Saturday, 28 May 2011

A is for Animals (or Lions, Tigers, & Bears, Oh My!)

When devising a setting for a role-playing game, some people might think considering local animals unimportant.

I do not.

I try to remember that the mundane is as important as the mysterious.  For instance, I will mention animal scat, deer tracks, flights of birds, bird calls, etc., while on a wilderness trek.  Why?  First off, I want to ensure that the world feels "alive" -- things are where they should be.  There are mice in the ruins, birds in the fields, and a fox in the henhouse.

Secondly, this allows for some quick action within the game.  On a riverboat, a stag is sighted on shore.  A quick bet is made on whose shot can bring it down, and there will be venison for dinner.  Hearing wolves howl in the distance need not presage an instant attack -- the PCs will travel this wild area again.  Without the foreshadowing, though, an encounter with wolves can seem rather "out of the blue".  Likewise, a partially-eaten deer carcass can indicate the presence of wolves to wilderness-minded sorts, like rangers and druids.
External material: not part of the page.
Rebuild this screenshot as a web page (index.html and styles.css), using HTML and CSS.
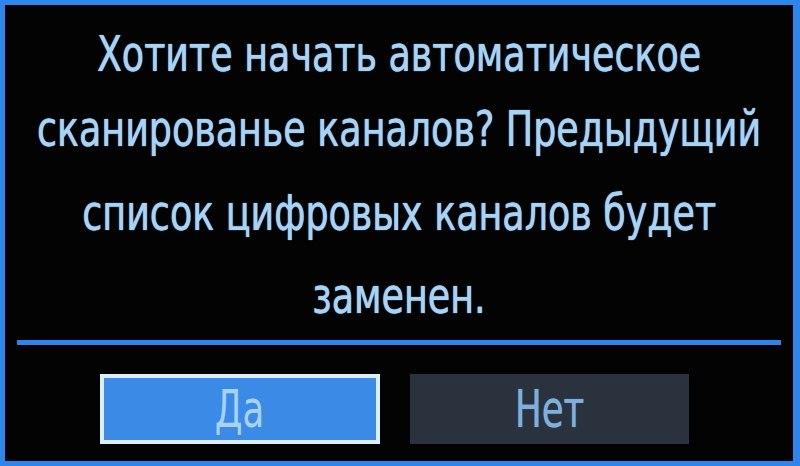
FILE: index.html
```html
<!DOCTYPE html>
<html lang="ru">
<head>
<meta charset="utf-8">
<link rel="stylesheet" href="styles.css">
</head>
<body>
<div class="frame">
  <div class="message">
    <div class="line">Хотите начать автоматическое</div>
    <div class="line">сканированье каналов? Предыдущий</div>
    <div class="line">список цифровых каналов будет</div>
    <div class="line">заменен.</div>
  </div>
  <div class="separator"></div>
  <div class="buttons">
    <div class="btn btn-active"><span class="btn-label">Да</span></div>
    <div class="btn btn-inactive"><span class="btn-label">Нет</span></div>
  </div>
</div>
</body>
</html>
```
FILE: styles.css
```css
html, body {
  margin: 0;
  padding: 0;
  background: #000;
}
.frame {
  width: 800px;
  height: 466px;
  box-sizing: border-box;
  border: 5px solid #2e86ec;
  border-right-width: 7px;
  background: #030303;
  display: flex;
  flex-direction: column;
  font-family: "DejaVu Sans Condensed", "DejaVu Sans", sans-serif;
  color: #a9d3f3;
}
.message {
  padding-top: 9px;
  display: flex;
  flex-direction: column;
  align-items: center;
}
.line {
  font-size: 50px;
  line-height: 80px;
  height: 80px;
  white-space: nowrap;
  transform: scaleX(0.81);
  text-shadow: 0 0 1px #7fb8ec, 0 0 1px #7fb8ec;
}
.line:nth-child(2) {
  margin-top: -5px;
  height: 84px;
}
.line:nth-child(4) {
  margin-top: 3px;
}
.separator {
  margin: 4px 12px 0 12px;
  height: 5px;
  background: #2c84ee;
}
.buttons {
  display: flex;
  gap: 30px;
  padding-left: 95px;
  margin-top: 29px;
}
.btn {
  width: 280px;
  height: 70px;
  box-sizing: border-box;
  display: flex;
  align-items: center;
  justify-content: center;
  font-size: 52px;
}
.btn-label {
  display: inline-block;
  transform: scaleX(0.76);
}
.btn-active {
  background: #3a8ae6;
  border: 4px solid #dceefc;
  color: #a8d2f2;
}
.btn-inactive {
  background: #29323d;
  color: #7eb0de;
  width: 279px;
  text-shadow: 0 0 1px #7eb0de;
}
```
Finally, including animals on a regular basis prevents "ringers" from being obvious.  If you never mention ravens, then that raven is obviously a familiar or spy.  If you never mention rabbits, that you do so now means there's a wolf-in-sheep's-clothing lurking nearby.  That you never mention wolves is a sure sign that the one you are encountering now is more than half likely to be a werewolf.

Some games/Game Masters take this even farther.  Why have horse, when you can have firehooved scalehorses?  Why have bears when you can have hardgrapple biteybears?

The answers are the same -- unless there is something "normal" in the world (as the world defines "normal"), immersion is damaged.  If everything you encounter is monstrous, you will respond to everything as though it were a monster.

Sorry, but No Thank You.

My game still has room for lions, and tigers, and bears.  And songbirds.  And mice.